* **Instructions to follow**
Leave out every picture, then transcribe the rest of the listing exactly.

* **Source material**
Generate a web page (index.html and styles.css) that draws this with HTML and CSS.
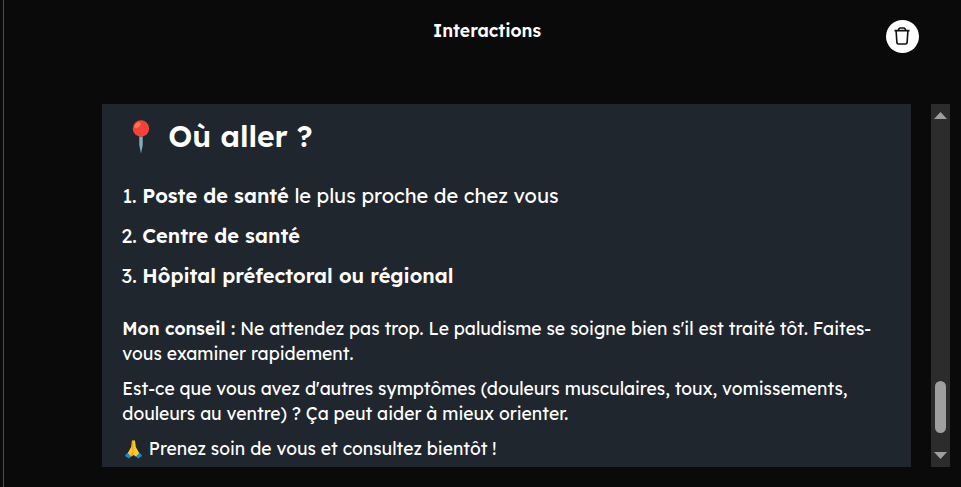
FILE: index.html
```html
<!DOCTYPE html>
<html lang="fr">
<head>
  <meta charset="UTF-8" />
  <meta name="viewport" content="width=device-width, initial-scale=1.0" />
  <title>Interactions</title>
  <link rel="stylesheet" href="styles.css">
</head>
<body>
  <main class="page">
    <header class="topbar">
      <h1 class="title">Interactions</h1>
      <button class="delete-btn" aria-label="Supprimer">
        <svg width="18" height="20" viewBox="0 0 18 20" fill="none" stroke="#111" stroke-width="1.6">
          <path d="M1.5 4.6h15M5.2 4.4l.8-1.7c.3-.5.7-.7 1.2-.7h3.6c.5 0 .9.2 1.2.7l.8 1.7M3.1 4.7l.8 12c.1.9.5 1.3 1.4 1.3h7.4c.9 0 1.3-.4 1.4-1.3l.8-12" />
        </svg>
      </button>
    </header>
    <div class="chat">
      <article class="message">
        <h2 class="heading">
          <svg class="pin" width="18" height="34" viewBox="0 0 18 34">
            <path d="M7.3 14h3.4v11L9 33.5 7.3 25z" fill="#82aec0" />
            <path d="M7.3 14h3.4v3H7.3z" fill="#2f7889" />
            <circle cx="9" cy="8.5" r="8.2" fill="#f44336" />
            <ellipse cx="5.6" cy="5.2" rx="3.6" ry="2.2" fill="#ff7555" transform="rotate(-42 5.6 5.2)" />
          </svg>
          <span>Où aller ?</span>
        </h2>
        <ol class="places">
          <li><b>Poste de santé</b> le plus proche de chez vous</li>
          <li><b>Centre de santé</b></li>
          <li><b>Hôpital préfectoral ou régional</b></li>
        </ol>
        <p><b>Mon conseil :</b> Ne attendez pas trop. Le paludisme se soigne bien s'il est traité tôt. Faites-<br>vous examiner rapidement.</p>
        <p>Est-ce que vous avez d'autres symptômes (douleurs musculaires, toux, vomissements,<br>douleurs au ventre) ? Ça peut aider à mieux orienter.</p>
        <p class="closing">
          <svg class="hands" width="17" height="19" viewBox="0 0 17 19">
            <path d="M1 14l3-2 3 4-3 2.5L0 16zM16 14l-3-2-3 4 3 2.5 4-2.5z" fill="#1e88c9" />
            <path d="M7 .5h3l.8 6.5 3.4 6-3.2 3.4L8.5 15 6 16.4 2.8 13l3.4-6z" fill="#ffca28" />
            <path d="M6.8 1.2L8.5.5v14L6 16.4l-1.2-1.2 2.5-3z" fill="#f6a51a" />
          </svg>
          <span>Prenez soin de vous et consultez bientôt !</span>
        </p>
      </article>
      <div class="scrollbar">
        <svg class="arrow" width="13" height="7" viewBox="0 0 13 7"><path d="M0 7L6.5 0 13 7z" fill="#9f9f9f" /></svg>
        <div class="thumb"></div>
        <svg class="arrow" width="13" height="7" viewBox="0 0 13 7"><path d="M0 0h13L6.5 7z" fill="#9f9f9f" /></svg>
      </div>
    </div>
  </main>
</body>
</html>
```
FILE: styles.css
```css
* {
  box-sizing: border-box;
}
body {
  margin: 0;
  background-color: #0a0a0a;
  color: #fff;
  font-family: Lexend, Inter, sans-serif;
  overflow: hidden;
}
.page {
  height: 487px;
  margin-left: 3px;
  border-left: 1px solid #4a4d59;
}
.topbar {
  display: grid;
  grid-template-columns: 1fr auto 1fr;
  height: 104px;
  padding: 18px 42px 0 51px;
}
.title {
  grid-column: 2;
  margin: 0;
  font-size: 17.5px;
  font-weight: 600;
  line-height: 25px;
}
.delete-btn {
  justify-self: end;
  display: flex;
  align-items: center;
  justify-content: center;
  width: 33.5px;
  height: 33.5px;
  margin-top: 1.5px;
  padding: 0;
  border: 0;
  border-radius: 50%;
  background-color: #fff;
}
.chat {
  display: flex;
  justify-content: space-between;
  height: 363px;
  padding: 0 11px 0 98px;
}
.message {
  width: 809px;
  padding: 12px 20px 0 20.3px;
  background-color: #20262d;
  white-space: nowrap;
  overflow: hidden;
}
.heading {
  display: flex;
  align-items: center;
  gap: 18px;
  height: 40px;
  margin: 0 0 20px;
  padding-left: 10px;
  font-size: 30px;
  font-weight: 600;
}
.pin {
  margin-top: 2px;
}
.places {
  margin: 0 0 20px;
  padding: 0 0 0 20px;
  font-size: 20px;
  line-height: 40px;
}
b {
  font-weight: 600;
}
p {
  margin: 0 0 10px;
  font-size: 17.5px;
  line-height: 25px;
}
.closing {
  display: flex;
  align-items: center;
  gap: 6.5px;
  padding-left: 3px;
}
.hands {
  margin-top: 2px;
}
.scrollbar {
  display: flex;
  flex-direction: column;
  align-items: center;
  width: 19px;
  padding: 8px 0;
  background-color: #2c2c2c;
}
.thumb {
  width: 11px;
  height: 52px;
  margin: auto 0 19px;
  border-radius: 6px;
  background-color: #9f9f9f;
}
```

* **Written response**
Generate a web page (index.html and styles.css) that draws this with HTML and CSS.
FILE: index.html
```html
<!DOCTYPE html>
<html lang="fr">
<head>
  <meta charset="UTF-8" />
  <meta name="viewport" content="width=device-width, initial-scale=1.0" />
  <title>Interactions</title>
  <link rel="stylesheet" href="styles.css">
</head>
<body>
  <main class="page">
    <header class="topbar">
      <h1 class="title">Interactions</h1>
      <button class="delete-btn" aria-label="Supprimer">
        <svg width="18" height="20" viewBox="0 0 18 20" fill="none" stroke="#111" stroke-width="1.6">
          <path d="M1.5 4.6h15M5.2 4.4l.8-1.7c.3-.5.7-.7 1.2-.7h3.6c.5 0 .9.2 1.2.7l.8 1.7M3.1 4.7l.8 12c.1.9.5 1.3 1.4 1.3h7.4c.9 0 1.3-.4 1.4-1.3l.8-12" />
        </svg>
      </button>
    </header>
    <div class="chat">
      <article class="message">
        <h2 class="heading">
          <svg class="pin" width="18" height="34" viewBox="0 0 18 34">
            <path d="M7.3 14h3.4v11L9 33.5 7.3 25z" fill="#82aec0" />
            <path d="M7.3 14h3.4v3H7.3z" fill="#2f7889" />
            <circle cx="9" cy="8.5" r="8.2" fill="#f44336" />
            <ellipse cx="5.6" cy="5.2" rx="3.6" ry="2.2" fill="#ff7555" transform="rotate(-42 5.6 5.2)" />
          </svg>
          <span>Où aller ?</span>
        </h2>
        <ol class="places">
          <li><b>Poste de santé</b> le plus proche de chez vous</li>
          <li><b>Centre de santé</b></li>
          <li><b>Hôpital préfectoral ou régional</b></li>
        </ol>
        <p><b>Mon conseil :</b> Ne attendez pas trop. Le paludisme se soigne bien s'il est traité tôt. Faites-<br>vous examiner rapidement.</p>
        <p>Est-ce que vous avez d'autres symptômes (douleurs musculaires, toux, vomissements,<br>douleurs au ventre) ? Ça peut aider à mieux orienter.</p>
        <p class="closing">
          <svg class="hands" width="17" height="19" viewBox="0 0 17 19">
            <path d="M1 14l3-2 3 4-3 2.5L0 16zM16 14l-3-2-3 4 3 2.5 4-2.5z" fill="#1e88c9" />
            <path d="M7 .5h3l.8 6.5 3.4 6-3.2 3.4L8.5 15 6 16.4 2.8 13l3.4-6z" fill="#ffca28" />
            <path d="M6.8 1.2L8.5.5v14L6 16.4l-1.2-1.2 2.5-3z" fill="#f6a51a" />
          </svg>
          <span>Prenez soin de vous et consultez bientôt !</span>
        </p>
      </article>
      <div class="scrollbar">
        <svg class="arrow" width="13" height="7" viewBox="0 0 13 7"><path d="M0 7L6.5 0 13 7z" fill="#9f9f9f" /></svg>
        <div class="thumb"></div>
        <svg class="arrow" width="13" height="7" viewBox="0 0 13 7"><path d="M0 0h13L6.5 7z" fill="#9f9f9f" /></svg>
      </div>
    </div>
  </main>
</body>
</html>
```
FILE: styles.css
```css
* {
  box-sizing: border-box;
}
body {
  margin: 0;
  background-color: #0a0a0a;
  color: #fff;
  font-family: Lexend, Inter, sans-serif;
  overflow: hidden;
}
.page {
  height: 487px;
  margin-left: 3px;
  border-left: 1px solid #4a4d59;
}
.topbar {
  display: grid;
  grid-template-columns: 1fr auto 1fr;
  height: 104px;
  padding: 18px 42px 0 51px;
}
.title {
  grid-column: 2;
  margin: 0;
  font-size: 17.5px;
  font-weight: 600;
  line-height: 25px;
}
.delete-btn {
  justify-self: end;
  display: flex;
  align-items: center;
  justify-content: center;
  width: 33.5px;
  height: 33.5px;
  margin-top: 1.5px;
  padding: 0;
  border: 0;
  border-radius: 50%;
  background-color: #fff;
}
.chat {
  display: flex;
  justify-content: space-between;
  height: 363px;
  padding: 0 11px 0 98px;
}
.message {
  width: 809px;
  padding: 12px 20px 0 20.3px;
  background-color: #20262d;
  white-space: nowrap;
  overflow: hidden;
}
.heading {
  display: flex;
  align-items: center;
  gap: 18px;
  height: 40px;
  margin: 0 0 20px;
  padding-left: 10px;
  font-size: 30px;
  font-weight: 600;
}
.pin {
  margin-top: 2px;
}
.places {
  margin: 0 0 20px;
  padding: 0 0 0 20px;
  font-size: 20px;
  line-height: 40px;
}
b {
  font-weight: 600;
}
p {
  margin: 0 0 10px;
  font-size: 17.5px;
  line-height: 25px;
}
.closing {
  display: flex;
  align-items: center;
  gap: 6.5px;
  padding-left: 3px;
}
.hands {
  margin-top: 2px;
}
.scrollbar {
  display: flex;
  flex-direction: column;
  align-items: center;
  width: 19px;
  padding: 8px 0;
  background-color: #2c2c2c;
}
.thumb {
  width: 11px;
  height: 52px;
  margin: auto 0 19px;
  border-radius: 6px;
  background-color: #9f9f9f;
}
```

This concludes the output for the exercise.